**DATASET CONTENT:**
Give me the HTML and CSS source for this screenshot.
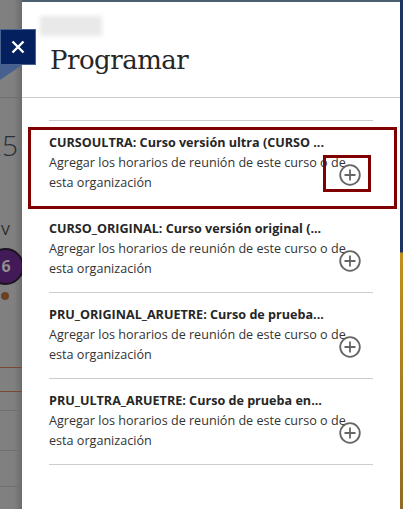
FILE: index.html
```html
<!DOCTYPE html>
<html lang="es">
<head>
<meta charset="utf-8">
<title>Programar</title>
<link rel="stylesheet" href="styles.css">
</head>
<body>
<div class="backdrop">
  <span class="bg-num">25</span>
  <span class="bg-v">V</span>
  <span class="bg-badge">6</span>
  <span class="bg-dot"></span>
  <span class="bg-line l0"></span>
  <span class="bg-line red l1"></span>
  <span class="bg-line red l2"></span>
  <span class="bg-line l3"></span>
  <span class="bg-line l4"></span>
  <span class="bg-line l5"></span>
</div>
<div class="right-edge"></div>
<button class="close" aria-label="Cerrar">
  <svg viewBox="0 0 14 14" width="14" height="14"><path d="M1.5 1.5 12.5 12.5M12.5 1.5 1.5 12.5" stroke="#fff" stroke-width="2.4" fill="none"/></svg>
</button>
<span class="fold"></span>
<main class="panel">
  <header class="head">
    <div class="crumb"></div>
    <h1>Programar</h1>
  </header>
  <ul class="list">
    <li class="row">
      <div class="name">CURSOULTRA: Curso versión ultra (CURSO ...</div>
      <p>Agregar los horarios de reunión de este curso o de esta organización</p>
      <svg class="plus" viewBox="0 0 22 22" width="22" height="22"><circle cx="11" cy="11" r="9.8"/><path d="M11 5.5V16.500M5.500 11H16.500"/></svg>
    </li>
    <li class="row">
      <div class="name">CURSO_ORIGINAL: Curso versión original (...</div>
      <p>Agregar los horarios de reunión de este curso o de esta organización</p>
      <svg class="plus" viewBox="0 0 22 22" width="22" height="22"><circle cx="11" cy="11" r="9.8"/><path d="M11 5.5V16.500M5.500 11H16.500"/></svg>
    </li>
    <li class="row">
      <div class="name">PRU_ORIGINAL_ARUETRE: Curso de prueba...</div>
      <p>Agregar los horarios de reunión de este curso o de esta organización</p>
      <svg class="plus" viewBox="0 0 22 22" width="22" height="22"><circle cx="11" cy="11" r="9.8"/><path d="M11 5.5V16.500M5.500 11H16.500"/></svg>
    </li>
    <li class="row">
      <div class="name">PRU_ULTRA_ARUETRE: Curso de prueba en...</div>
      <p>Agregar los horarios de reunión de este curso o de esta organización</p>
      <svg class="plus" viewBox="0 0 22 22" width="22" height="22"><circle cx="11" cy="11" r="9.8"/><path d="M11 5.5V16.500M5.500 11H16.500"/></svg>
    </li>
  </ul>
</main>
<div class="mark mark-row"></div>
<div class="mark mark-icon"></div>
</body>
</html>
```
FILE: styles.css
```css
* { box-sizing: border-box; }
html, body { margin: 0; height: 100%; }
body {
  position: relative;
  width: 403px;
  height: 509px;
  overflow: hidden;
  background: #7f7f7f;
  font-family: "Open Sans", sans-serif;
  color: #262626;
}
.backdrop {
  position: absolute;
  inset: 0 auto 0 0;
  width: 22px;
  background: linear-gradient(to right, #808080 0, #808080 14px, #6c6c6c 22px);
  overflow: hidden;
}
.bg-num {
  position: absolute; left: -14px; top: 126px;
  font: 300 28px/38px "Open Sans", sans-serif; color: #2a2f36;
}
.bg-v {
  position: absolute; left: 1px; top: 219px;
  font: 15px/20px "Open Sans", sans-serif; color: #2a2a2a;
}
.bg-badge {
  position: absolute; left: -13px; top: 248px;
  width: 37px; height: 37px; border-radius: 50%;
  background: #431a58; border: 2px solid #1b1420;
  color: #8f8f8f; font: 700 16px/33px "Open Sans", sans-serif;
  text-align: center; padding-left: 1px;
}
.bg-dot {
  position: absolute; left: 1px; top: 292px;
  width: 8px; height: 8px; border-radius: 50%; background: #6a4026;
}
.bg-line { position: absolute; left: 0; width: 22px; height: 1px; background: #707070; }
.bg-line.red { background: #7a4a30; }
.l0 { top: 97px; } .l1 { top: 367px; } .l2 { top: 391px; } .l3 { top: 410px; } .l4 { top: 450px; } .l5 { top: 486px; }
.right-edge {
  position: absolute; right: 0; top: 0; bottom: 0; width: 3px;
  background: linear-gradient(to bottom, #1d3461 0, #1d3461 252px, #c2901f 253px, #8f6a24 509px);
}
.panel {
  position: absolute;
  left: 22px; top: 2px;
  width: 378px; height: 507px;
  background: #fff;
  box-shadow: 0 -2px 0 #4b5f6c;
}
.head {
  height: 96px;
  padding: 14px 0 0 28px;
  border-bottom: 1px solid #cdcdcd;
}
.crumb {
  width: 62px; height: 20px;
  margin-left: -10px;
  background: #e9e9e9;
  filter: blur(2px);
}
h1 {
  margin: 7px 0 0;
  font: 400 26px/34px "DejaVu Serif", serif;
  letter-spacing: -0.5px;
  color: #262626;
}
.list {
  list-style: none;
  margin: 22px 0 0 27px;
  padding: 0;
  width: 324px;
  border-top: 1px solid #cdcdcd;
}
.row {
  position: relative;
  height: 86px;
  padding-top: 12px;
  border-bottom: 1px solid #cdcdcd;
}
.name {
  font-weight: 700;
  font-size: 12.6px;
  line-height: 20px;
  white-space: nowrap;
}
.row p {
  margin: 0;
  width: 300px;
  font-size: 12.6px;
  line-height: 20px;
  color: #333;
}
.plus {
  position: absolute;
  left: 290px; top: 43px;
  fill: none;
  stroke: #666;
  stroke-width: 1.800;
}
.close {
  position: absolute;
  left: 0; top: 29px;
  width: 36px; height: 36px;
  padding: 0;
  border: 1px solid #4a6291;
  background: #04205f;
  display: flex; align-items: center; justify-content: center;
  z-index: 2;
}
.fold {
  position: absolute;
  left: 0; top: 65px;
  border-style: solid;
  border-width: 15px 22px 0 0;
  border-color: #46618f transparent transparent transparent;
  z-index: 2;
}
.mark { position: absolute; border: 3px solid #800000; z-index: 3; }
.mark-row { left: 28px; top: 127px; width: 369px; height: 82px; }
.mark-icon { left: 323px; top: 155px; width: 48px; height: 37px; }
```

**EXERCISE BRIEF:** Your task is an exact transcription of all the data, minus the pictures.

**RESULT FOR THIS EXERCISE:**
Give me the HTML and CSS source for this screenshot.
FILE: index.html
```html
<!DOCTYPE html>
<html lang="es">
<head>
<meta charset="utf-8">
<title>Programar</title>
<link rel="stylesheet" href="styles.css">
</head>
<body>
<div class="backdrop">
  <span class="bg-num">25</span>
  <span class="bg-v">V</span>
  <span class="bg-badge">6</span>
  <span class="bg-dot"></span>
  <span class="bg-line l0"></span>
  <span class="bg-line red l1"></span>
  <span class="bg-line red l2"></span>
  <span class="bg-line l3"></span>
  <span class="bg-line l4"></span>
  <span class="bg-line l5"></span>
</div>
<div class="right-edge"></div>
<button class="close" aria-label="Cerrar">
  <svg viewBox="0 0 14 14" width="14" height="14"><path d="M1.5 1.5 12.5 12.5M12.5 1.5 1.5 12.5" stroke="#fff" stroke-width="2.4" fill="none"/></svg>
</button>
<span class="fold"></span>
<main class="panel">
  <header class="head">
    <div class="crumb"></div>
    <h1>Programar</h1>
  </header>
  <ul class="list">
    <li class="row">
      <div class="name">CURSOULTRA: Curso versión ultra (CURSO ...</div>
      <p>Agregar los horarios de reunión de este curso o de esta organización</p>
      <svg class="plus" viewBox="0 0 22 22" width="22" height="22"><circle cx="11" cy="11" r="9.8"/><path d="M11 5.5V16.500M5.500 11H16.500"/></svg>
    </li>
    <li class="row">
      <div class="name">CURSO_ORIGINAL: Curso versión original (...</div>
      <p>Agregar los horarios de reunión de este curso o de esta organización</p>
      <svg class="plus" viewBox="0 0 22 22" width="22" height="22"><circle cx="11" cy="11" r="9.8"/><path d="M11 5.5V16.500M5.500 11H16.500"/></svg>
    </li>
    <li class="row">
      <div class="name">PRU_ORIGINAL_ARUETRE: Curso de prueba...</div>
      <p>Agregar los horarios de reunión de este curso o de esta organización</p>
      <svg class="plus" viewBox="0 0 22 22" width="22" height="22"><circle cx="11" cy="11" r="9.8"/><path d="M11 5.5V16.500M5.500 11H16.500"/></svg>
    </li>
    <li class="row">
      <div class="name">PRU_ULTRA_ARUETRE: Curso de prueba en...</div>
      <p>Agregar los horarios de reunión de este curso o de esta organización</p>
      <svg class="plus" viewBox="0 0 22 22" width="22" height="22"><circle cx="11" cy="11" r="9.8"/><path d="M11 5.5V16.500M5.500 11H16.500"/></svg>
    </li>
  </ul>
</main>
<div class="mark mark-row"></div>
<div class="mark mark-icon"></div>
</body>
</html>
```
FILE: styles.css
```css
* { box-sizing: border-box; }
html, body { margin: 0; height: 100%; }
body {
  position: relative;
  width: 403px;
  height: 509px;
  overflow: hidden;
  background: #7f7f7f;
  font-family: "Open Sans", sans-serif;
  color: #262626;
}
.backdrop {
  position: absolute;
  inset: 0 auto 0 0;
  width: 22px;
  background: linear-gradient(to right, #808080 0, #808080 14px, #6c6c6c 22px);
  overflow: hidden;
}
.bg-num {
  position: absolute; left: -14px; top: 126px;
  font: 300 28px/38px "Open Sans", sans-serif; color: #2a2f36;
}
.bg-v {
  position: absolute; left: 1px; top: 219px;
  font: 15px/20px "Open Sans", sans-serif; color: #2a2a2a;
}
.bg-badge {
  position: absolute; left: -13px; top: 248px;
  width: 37px; height: 37px; border-radius: 50%;
  background: #431a58; border: 2px solid #1b1420;
  color: #8f8f8f; font: 700 16px/33px "Open Sans", sans-serif;
  text-align: center; padding-left: 1px;
}
.bg-dot {
  position: absolute; left: 1px; top: 292px;
  width: 8px; height: 8px; border-radius: 50%; background: #6a4026;
}
.bg-line { position: absolute; left: 0; width: 22px; height: 1px; background: #707070; }
.bg-line.red { background: #7a4a30; }
.l0 { top: 97px; } .l1 { top: 367px; } .l2 { top: 391px; } .l3 { top: 410px; } .l4 { top: 450px; } .l5 { top: 486px; }
.right-edge {
  position: absolute; right: 0; top: 0; bottom: 0; width: 3px;
  background: linear-gradient(to bottom, #1d3461 0, #1d3461 252px, #c2901f 253px, #8f6a24 509px);
}
.panel {
  position: absolute;
  left: 22px; top: 2px;
  width: 378px; height: 507px;
  background: #fff;
  box-shadow: 0 -2px 0 #4b5f6c;
}
.head {
  height: 96px;
  padding: 14px 0 0 28px;
  border-bottom: 1px solid #cdcdcd;
}
.crumb {
  width: 62px; height: 20px;
  margin-left: -10px;
  background: #e9e9e9;
  filter: blur(2px);
}
h1 {
  margin: 7px 0 0;
  font: 400 26px/34px "DejaVu Serif", serif;
  letter-spacing: -0.5px;
  color: #262626;
}
.list {
  list-style: none;
  margin: 22px 0 0 27px;
  padding: 0;
  width: 324px;
  border-top: 1px solid #cdcdcd;
}
.row {
  position: relative;
  height: 86px;
  padding-top: 12px;
  border-bottom: 1px solid #cdcdcd;
}
.name {
  font-weight: 700;
  font-size: 12.6px;
  line-height: 20px;
  white-space: nowrap;
}
.row p {
  margin: 0;
  width: 300px;
  font-size: 12.6px;
  line-height: 20px;
  color: #333;
}
.plus {
  position: absolute;
  left: 290px; top: 43px;
  fill: none;
  stroke: #666;
  stroke-width: 1.800;
}
.close {
  position: absolute;
  left: 0; top: 29px;
  width: 36px; height: 36px;
  padding: 0;
  border: 1px solid #4a6291;
  background: #04205f;
  display: flex; align-items: center; justify-content: center;
  z-index: 2;
}
.fold {
  position: absolute;
  left: 0; top: 65px;
  border-style: solid;
  border-width: 15px 22px 0 0;
  border-color: #46618f transparent transparent transparent;
  z-index: 2;
}
.mark { position: absolute; border: 3px solid #800000; z-index: 3; }
.mark-row { left: 28px; top: 127px; width: 369px; height: 82px; }
.mark-icon { left: 323px; top: 155px; width: 48px; height: 37px; }
```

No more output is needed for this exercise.